Hubby tried to hold me just now and says he loved me... but I do not want his touch... I just sat there without responding back to his touches... and changing the subject to talking about later grocery delivery as I ordered his favourite soft drinks and snacks prior. I will be out the whole day so he need to be around the main door area when the scheduled delivery comes.
One thing I don't like about my Hubby... when I am 100% his, he always don't cherish... only when my heart wanders away... then he get worries and want my attention back. What for? Why hurt me like that? Why he wants all these endless drama? He doesn't know how to love properly at all.
anyway, I still have my teddy bear and bracelet from DOST... that's good enough to keep my company to soothen my wounded feelings. And honestly, the stupid thing Hubby is doing is to have me physical here, but my heart is not here by his nonsense.
On Monday I just went to visit my another Godmother. Her eldest daughter was staying there too, to help caring for aging Godmother and her youngest brother who has ALS (Amyotrophic lateral sclerosis), a nervous system disease that affects nerve cells in the brain and spinal cord.
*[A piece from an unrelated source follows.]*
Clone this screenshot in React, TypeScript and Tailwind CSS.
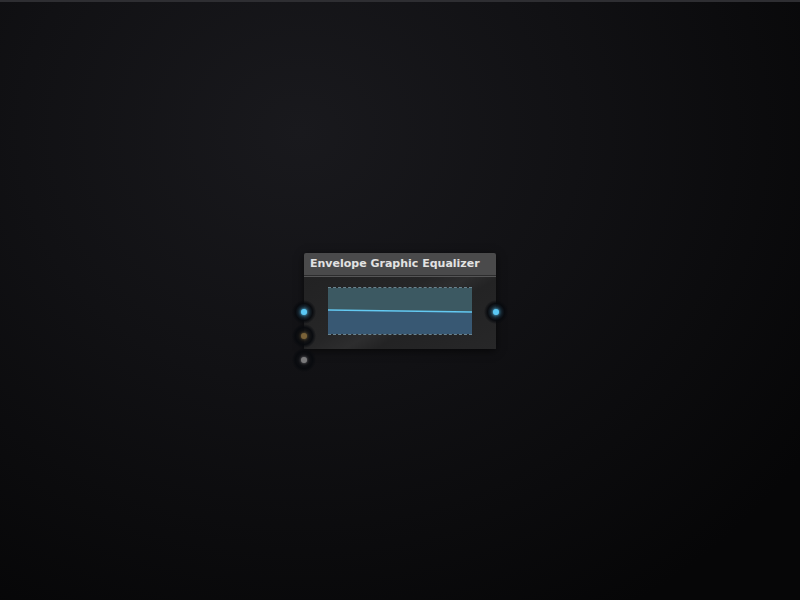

ALS causes loss of muscle control. The disease gets worse over time. They also have a helper to assist them at home.
Her eldest daughter has separated from her husband... their son is big now. It is so common among my middle-aged group these days. Couples do grow apart. I too, wish to only love one man in my life... but soooo hard when my man do not know how to love properly. I'm also tired of trying to find excuses and reasons to justify his actions, like saying because his whole family also do not know how to love or to express love like normal people... but dealing with it for the past 29 years and still counting made me really like walking on eggshells all the time. It is like living with a child who throw temper anytime he wanted, thinking I just have to suck it up with no consideration of my feelings.
Anyway, I have to get ready soon. Now is 7.50am, I'm leaving the house by 8.30am. See ya later. I got to go now. At least my teddy bear and bracelet gave me some comfort to face the two surgeons later.
5 comments
Your teddy bear and bracelet will be forever there for you.
@spunkycumfun Yesss, it's very comforting to hug something soft when in emotional turmoil.
I can only imagine how difficult things are for at home in your situation, but you have to stay focused on your health and believe that there many people who care for you and care about what happens to you. Stay strong and positive.
@Dusty_bawls02 Everyday will bring new challenges in life... I do wish for a more peaceful quiet life at times too but seems not so. Just has to learn to cope with each new day.
Hope all goes well…
@abc999xyz Thank you for your kind thoughts for me.